Historical Transmission

Thomas Aquinas's treatment of covetousness in the Summa Theologica (II-II, Q. 118) distinguished it from the related sin of avarice, defining covetousness as the desire to acquire what belongs to others and avarice as the disordered love of wealth as an end in itself. Aquinas grounded in the Tenth Commandment the prohibition not only on theft but on the fraudulent intent that precedes it - a distinction that shaped canon law's extensive regulation of commercial dealings.

The canonists developed the concept of laesio enormis - injury from a grossly disproportionate transaction - as a legal remedy against unconscionable bargains. Where a party sold property for less than half its true value, the contract could be rescinded, not because of any misrepresentation but because of the inherent inequity of the transaction, understood as exploiting the seller's desperation in a manner that the Tenth Commandment's spirit condemned.

The medieval prohibition on simony - the purchase of ecclesiastical offices, condemned as spiritual covetousness - extended the commandment's reach into church governance and generated extensive canonical litigation. Philip IV of France's suppression of the Knights Templar (1307-1312) was partly framed in terms of purging the church of simony and covetousness, however hypocritically.

Key Champions

Aquinas remains the defining figure in translating the Tenth Commandment into systematic jurisprudential terms. His framework, absorbed into canon law and subsequently into Scholastic economic thought, shaped the Catholic Church's engagement with commercial ethics from the 13th through the 20th century.

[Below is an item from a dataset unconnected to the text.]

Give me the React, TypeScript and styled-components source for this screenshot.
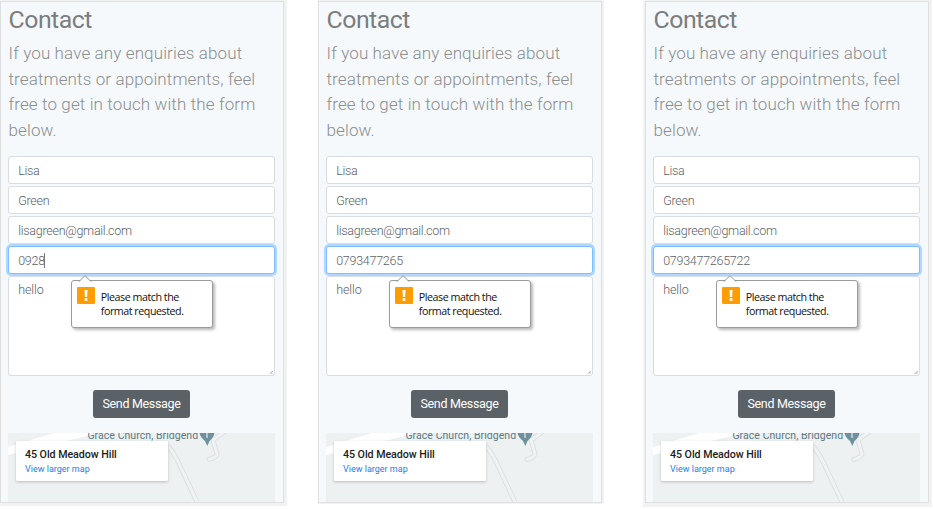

The Rerum Novarum (1891) of Leo XIII drew on this tradition to condemn the unchecked acquisitiveness of industrial capitalism as a violation of the natural law rooted in the Decalogue.

In Protestant history, the Westminster Larger Catechism (1647) provided the most detailed exposition of the Tenth Commandment's commercial implications, listing as prohibited: 'inordinate motions and affections to anything that is his neighbour's; all discontentment with our own estate; envying or grieving at the good of our neighbour, together with all inordinate motions and affections to anything that is his neighbour's.'

Modern Application

Modern insider trading law represents the most direct legal heir of the Tenth Commandment's concern with acquisitive intent. The Securities Exchange Act of 1934 and subsequent SEC regulations prohibit trading on material, non-public information - not because the information was stolen in any physical sense but because the trader's acquisition of it involved a breach of fiduciary duty and a form of illegitimate coveting of an advantage belonging to others.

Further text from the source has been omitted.